Right, exactly! Well then, the obvious reason, Monique, is because you’re just not black enough. [laughs] Because I am also not Indian enough in many of these circumstances. Who is the ideal Indian? Who is this mythical person we are supposed to be in this moment? Whose gaze is informing this? Is it coming from our own community or is it the white gaze that is holding us in this position?

That’s something I’m always wrestling with when I’m looking at responses online. Who is making this idea of what Blackness is, or, speaking of other diasporas, what that is? It shouldn’t be monolithic and it’s not monolithic, but online and in spots of real life too, it’s almost like it’s easier.

I think it is easier. There’s a way in which having that kind of an answer solves a problem. It solves the problem of the great anxiety of feeling like your world is in peril. If there are numbers and can be counted in a community, there are more of you and there’s a means and a mode of building a coalition. I think there’s a way in which we want to do that, and there’s that way in which we lose so much of ourselves in trying to emulate this level of…this combination of wokeness but also racial pride that I think people of a diaspora are asked to perform over and over again. And not being able to think through the complexities of those things is horrific. That’s a crime. What if my son can only build himself in opposition to [an idea]? Who are you when you always build yourself in opposition to [an idea]? What about your own quiet life? What about the things about you that are remarkable and interesting and wonderful and deserve as much exploration as anything else?

I hope this show gets picked up, and when it comes to the television screen, I hope it makes people think differently about if they are putting diasporas in a box.

Whether or not it gets picked up, I hope the book will generate that kind of conversation.

Mira Jacob has dark tan skin, brown eyes and dark hair styled in loose waves. She wears a blue jean shirt and poses serenely in front of a dark grey background.

This series is going to be a comedy. How do you think comedy will help people broach the subject of race and multiculturalism differently and more successfully?
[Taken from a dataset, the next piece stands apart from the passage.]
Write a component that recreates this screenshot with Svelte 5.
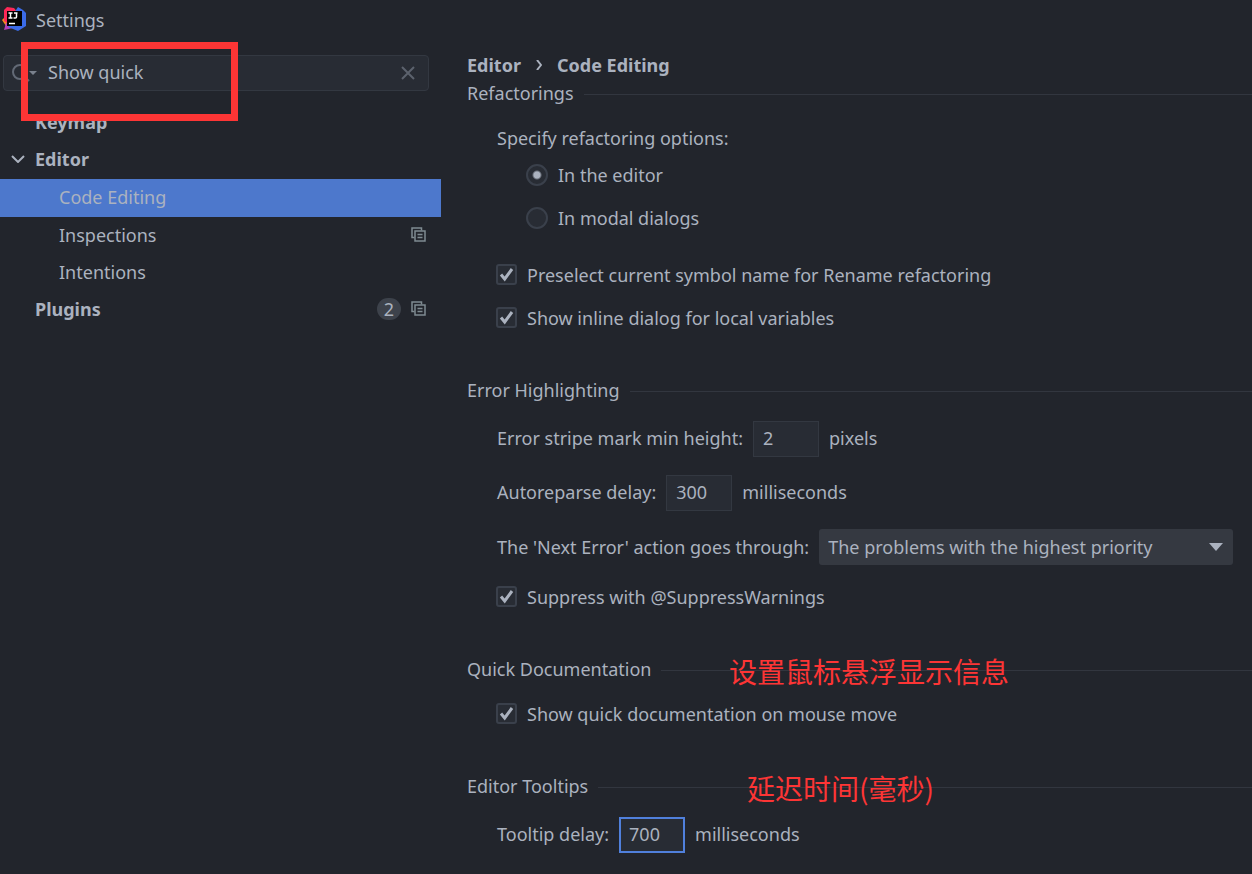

I’ll speak strictly from the book since I haven’t started writing the series yet and it’s still so far into the future. But what the book is right now is essentially that–it uses a lot of humor to talk about things that are really painful. I think that’s because that’s where I go–when I’m usually at my angriest it’s when I’m at my funniest. I think that’s because the rage could obliterate me if I don’t find a way around it, a way to look at it from some kind of distance, it could consume me. This isn’t to say that I’m not angry when I’m writing this stuff-I usually am. But it’s a way of creating air around it.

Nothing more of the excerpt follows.